Now I work with the youth, the young women specifically, and I wanted to tell them so many things that I've learned growing up. Then I realized I wanted to tell every teenager everywhere these things. So I wrote this book to tell them and to tell everyone that we are not alone, there are people all around us who love us and want to help us, even if the people we feel we should trust betray us. I wrote this book to say that we are not all special, we are each special, and we must believe that we can do greater things than we ever believed ourselves capable of doing. I wrote this book as an urban fantasy so that the messages could come across without feeling preachy or trite.

And it is a good book. People I've never heard of are leaving reviews on Amazon saying they couldn't put it down or they've read it twice already. did a review because I wrote the novel on my iPad, and even he said he started reading it for the technology story but was hooked by the writing and the plot within a few paragraphs. 

There is no bad language. There are elements of romance but it isn't a romance. You can feel comfortable buying and recommending this book to anyone based on its own merits, and not for any other reasons. I'm proud of my book, but even more, it has a message that I want to get out to everyone.

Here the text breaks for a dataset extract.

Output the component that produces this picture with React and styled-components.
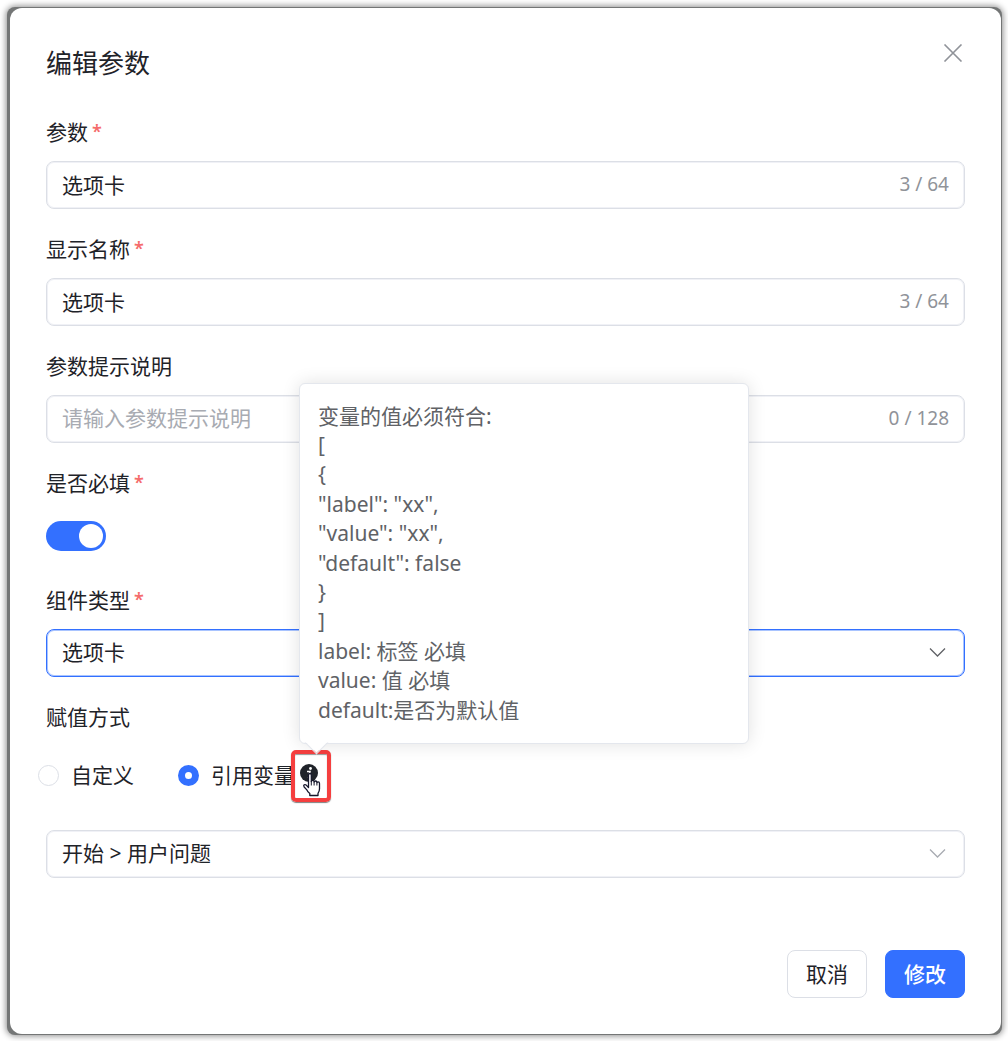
import React, { useState }           from 'react';
import styled, { createGlobalStyle } from 'styled-components';


const GlobalStyle=createGlobalStyle`
	*{
		box-sizing: border-box;
	}
	body{
		margin: 0;
		background: #FFFFFF;
		color: #1F2329;
		font-family: "Noto Sans", "Noto Sans CJK SC", sans-serif;
		font-size: 21px;
	}
	input, select, button{
		font: inherit;
		color: inherit;
	}
`;

const Backdrop=styled.div`
	margin: 7px 6px 6px 7px;
	padding: 1px 1px 1px 3px;
	background: #747676;
	border-radius: 8px;
	box-shadow: 0 0 6px 1px rgba(0, 0, 0, 0.45);
`;

const Dialog=styled.form`
	display: flex;
	flex-direction: column;
	padding: 36px;
	background: #FFFFFF;
	border-radius: 12px;
`;

const Header=styled.header`
	display: flex;
	align-items: flex-start;
	justify-content: space-between;
	margin-bottom: 34px;
`;

const Title=styled.h1`
	margin: 0;
	font-size: 26px;
	line-height: 38px;
	font-weight: 400;
`;

const CloseButton=styled.button`
	display: flex;
	padding: 0;
	border: 0;
	background: none;
	color: #909399;
	cursor: pointer;
`;

const Fields=styled.div`
	display: flex;
	flex-direction: column;
	gap: 24px;
`;

const Field=styled.div`
	display: flex;
	flex-direction: column;
	gap: 12px;
`;

const Label=styled.label`
	display: flex;
	gap: 4px;
	line-height: 33px;
`;

const Star=styled.span`
	color: #F56C6C;
	font-size: 18px;
	font-weight: 600;
	line-height: 30px;
`;

const Control=styled.div`
	display: flex;
	align-items: center;
	height: 48px;
	padding: 0 15px 2px;
	border: 1px solid ${p=>p.$active ? '#3370FF' : '#DCDFE6'};
	border-radius: 8px;
	box-shadow: inset 0 0 0 1px ${p=>p.$active ? '#A9C4FF' : '#F0F1F6'};
`;

const TextInput=styled.input`
	flex: 1;
	min-width: 0;
	padding: 0;
	border: 0;
	outline: 0;
	background: none;
	&::placeholder{
		color: #A8ABB2;
		opacity: 1;
	}
`;

const Counter=styled.span`
	color: #909399;
	font-size: 19px;
`;

const NativeSelect=styled.select`
	flex: 1;
	min-width: 0;
	padding: 0;
	border: 0;
	outline: 0;
	background: none;
	appearance: none;
`;

const SwitchRow=styled.div`
	display: flex;
	align-items: center;
	height: 48px;
`;

const Switch=styled.input`
	appearance: none;
	display: flex;
	align-items: center;
	width: 60px;
	height: 30px;
	margin: 0;
	padding: 0 3px;
	border-radius: 15px;
	background: #DCDFE6;
	cursor: pointer;
	&::before{
		content: "";
		width: 24px;
		height: 24px;
		border-radius: 50%;
		background: #FFFFFF;
	}
	&:checked{
		justify-content: flex-end;
		background: #3370FF;
	}
`;

const RadioRow=styled.div`
	display: flex;
	align-items: center;
	gap: 44px;
	height: 60px;
	margin-left: -8px;
	padding-bottom: 2px;
`;

const RadioLabel=styled.label`
	display: flex;
	align-items: center;
	gap: 12px;
	line-height: 30px;
`;

const Radio=styled.input`
	appearance: none;
	width: 21px;
	height: 21px;
	margin: 0;
	border: 1px solid #DCDFE6;
	border-radius: 50%;
	background: #FFFFFF;
	&:checked{
		border: 7px solid #3370FF;
	}
`;

const RadioWithHint=styled.div`
	display: flex;
	align-items: center;
	gap: 5px;
`;

const Hint=styled.div`
	position: relative;
	height: 22px;
`;

const HintButton=styled.button`
	display: flex;
	padding: 0;
	border: 0;
	background: none;
	color: #1F2329;
	cursor: pointer;
`;

const Highlight=styled.div`
	position: absolute;
	top: -14px;
	left: -9px;
	width: 40px;
	height: 52px;
	border: 4px solid #F53F3F;
	border-radius: 5px;
	box-shadow: 0 1px 1px rgba(0, 0, 0, 0.5), inset 0 1px 1px rgba(0, 0, 0, 0.4);
	pointer-events: none;
`;

const Pointer=styled.svg`
	position: absolute;
	top: 8px;
	left: 2px;
	pointer-events: none;
`;

const Tooltip=styled.div`
	position: absolute;
	bottom: calc(100% + 20px);
	left: -1px;
	z-index: 1;
	width: 450px;
	padding: 18px;
	border: 1px solid #E4E7ED;
	border-radius: 6px;
	background: #FFFFFF;
	box-shadow: 0 0 18px rgba(0, 0, 0, 0.12);
	color: #606266;
	line-height: 1.4;
	white-space: pre-line;
	&::after{
		content: "";
		position: absolute;
		bottom: -8px;
		left: 8px;
		width: 15px;
		height: 15px;
		border: 1px solid #E4E7ED;
		border-top-color: transparent;
		border-left-color: transparent;
		background: linear-gradient(135deg, transparent 50%, #FFFFFF 50%);
		transform: rotate(45deg);
	}
`;

const Footer=styled.footer`
	display: flex;
	justify-content: flex-end;
	gap: 18px;
	margin-top: 72px;
`;

const Button=styled.button`
	width: 80px;
	height: 48px;
	padding: 0 0 3px;
	border: 1px solid ${p=>p.$primary ? '#3370FF' : '#DCDFE6'};
	border-radius: 8px;
	background: ${p=>p.$primary ? '#3370FF' : '#FFFFFF'};
	color: ${p=>p.$primary ? '#FFFFFF' : '#1F2329'};
	font-weight: ${p=>p.$primary ? 500 : 400};
	cursor: pointer;
`;

const HINT_TEXT=`变量的值必须符合:
[
{
"label": "xx",
"value": "xx",
"default": false
}
]
label: 标签 必填
value: 值 必填
default:是否为默认值`;

const FieldLabel=({ id, required, children })=>(
	<Label htmlFor={id}>
		{children}
		{required && <Star>*</Star>}
	</Label>
);

const TextField=({ id, label, required, initial=``, max, placeholder })=>{
	const [value, setValue]=useState(initial);
	return (
		<Field>
			<FieldLabel id={id} required={required}>{label}</FieldLabel>
			<Control>
				<TextInput
					id={id}
					value={value}
					maxLength={max}
					placeholder={placeholder}
					onChange={e=>setValue(e.target.value)}
				/>
				<Counter>{`${value.length} / ${max}`}</Counter>
			</Control>
		</Field>
	);
};

const Select=({ active, option, ...rest })=>(
	<Control $active={active}>
		<NativeSelect {...rest}>
			<option>{option}</option>
		</NativeSelect>
		<svg width="22" height="20" viewBox="0 0 22 20" fill="none">
			<path
				d="M3 6.5l7.5 7.5L18 6.5"
				stroke={active ? `#606266` : `#A8ABB2`}
				strokeWidth="1.3"
			/>
		</svg>
	</Control>
);

const App=()=>{
	const [required, setRequired]=useState(true);
	const [mode, setMode]=useState(`variable`);
	return (
		<>
			<GlobalStyle/>
			<Backdrop>
				<Dialog onSubmit={e=>e.preventDefault()}>
					<Header>
						<Title>编辑参数</Title>
						<CloseButton type="button" aria-label="关闭">
							<svg width="24" height="18" viewBox="0 0 24 18" fill="none">
								<path d="M3.5 .5l17 17m0-17l-17 17" stroke="currentColor" strokeWidth="1.6"/>
							</svg>
						</CloseButton>
					</Header>
					<Fields>
						<TextField id="name" label="参数" required initial="选项卡" max={64}/>
						<TextField id="title" label="显示名称" required initial="选项卡" max={64}/>
						<TextField id="tip" label="参数提示说明" max={128} placeholder="请输入参数提示说明"/>
						<Field>
							<FieldLabel id="required" required>是否必填</FieldLabel>
							<SwitchRow>
								<Switch
									id="required"
									type="checkbox"
									role="switch"
									checked={required}
									onChange={e=>setRequired(e.target.checked)}
								/>
							</SwitchRow>
						</Field>
						<Field>
							<FieldLabel id="type" required>组件类型</FieldLabel>
							<Select id="type" active option="选项卡"/>
						</Field>
						<Field>
							<Label as="div" id="mode">赋值方式</Label>
							<RadioRow role="radiogroup" aria-labelledby="mode">
								<RadioLabel>
									<Radio
										type="radio"
										name="mode"
										checked={mode===`custom`}
										onChange={()=>setMode(`custom`)}
									/>
									自定义
								</RadioLabel>
								<RadioWithHint>
									<RadioLabel>
										<Radio
											type="radio"
											name="mode"
											checked={mode===`variable`}
											onChange={()=>setMode(`variable`)}
										/>
										引用变量
									</RadioLabel>
									<Hint>
										<HintButton type="button" aria-label="说明" aria-describedby="hint">
											<svg width="18" height="18" viewBox="0 0 18 18">
												<circle cx="9" cy="9" r="9" fill="currentColor"/>
												<circle cx="10.5" cy="4.5" r="1.4" fill="#FFFFFF"/>
												<path d="M7 7.5h3l-1.3 5.5h1.8" fill="none" stroke="#FFFFFF" strokeWidth="1.5"/>
											</svg>
										</HintButton>
										<Tooltip id="hint" role="tooltip">{HINT_TEXT}</Tooltip>
										<Highlight/>
										<Pointer width="19" height="26" viewBox="0 0 19 26">
											<path
												d="M6.5 15.5V3.2q0-1.7 1.4-1.7t1.4 1.7v6.3q.3-1.2 1.4-1.2 1.4 0 1.4 1.7.4-1 1.5-1 1.3 0 1.3 1.7.4-.8 1.3-.8 1.3 0 1.3 1.7v5.2q0 2.6-1.5 4.6v2.1H7.8v-1.9Q5.5 19.8 4.6 17.6L2.2 15q-1-1.4 0-2.2 1-.6 2 .3z"
												fill="#FFFFFF"
												stroke="#15172B"
												strokeWidth="1.3"
												strokeLinejoin="round"
											/>
											<path d="M9.3 9v4.5M12.1 10v3.5M14.9 11v2.5" stroke="#15172B" strokeWidth="1"/>
										</Pointer>
									</Hint>
								</RadioWithHint>
							</RadioRow>
						</Field>
						<Select aria-label="引用变量" option="开始 > 用户问题"/>
					</Fields>
					<Footer>
						<Button type="button">取消</Button>
						<Button type="submit" $primary>修改</Button>
					</Footer>
				</Dialog>
			</Backdrop>
		</>
	);
};

export default App;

And of course I want it to do well, so I can keep doing this. I have three more books plotted out for this series and a whole other trilogy I want to do later, all of which revolve around the same themes: we are not alone, but we need to reach out to others. We are capable of greater things than we think possible. And we must believe that amazing, miraculous things can happen to us, in our own lives. Not just other people, but to us each individually. I'm not alone anymore, and all I can think about is going back into that blackness and yelling in the dark until everyone else knows they aren't alone either.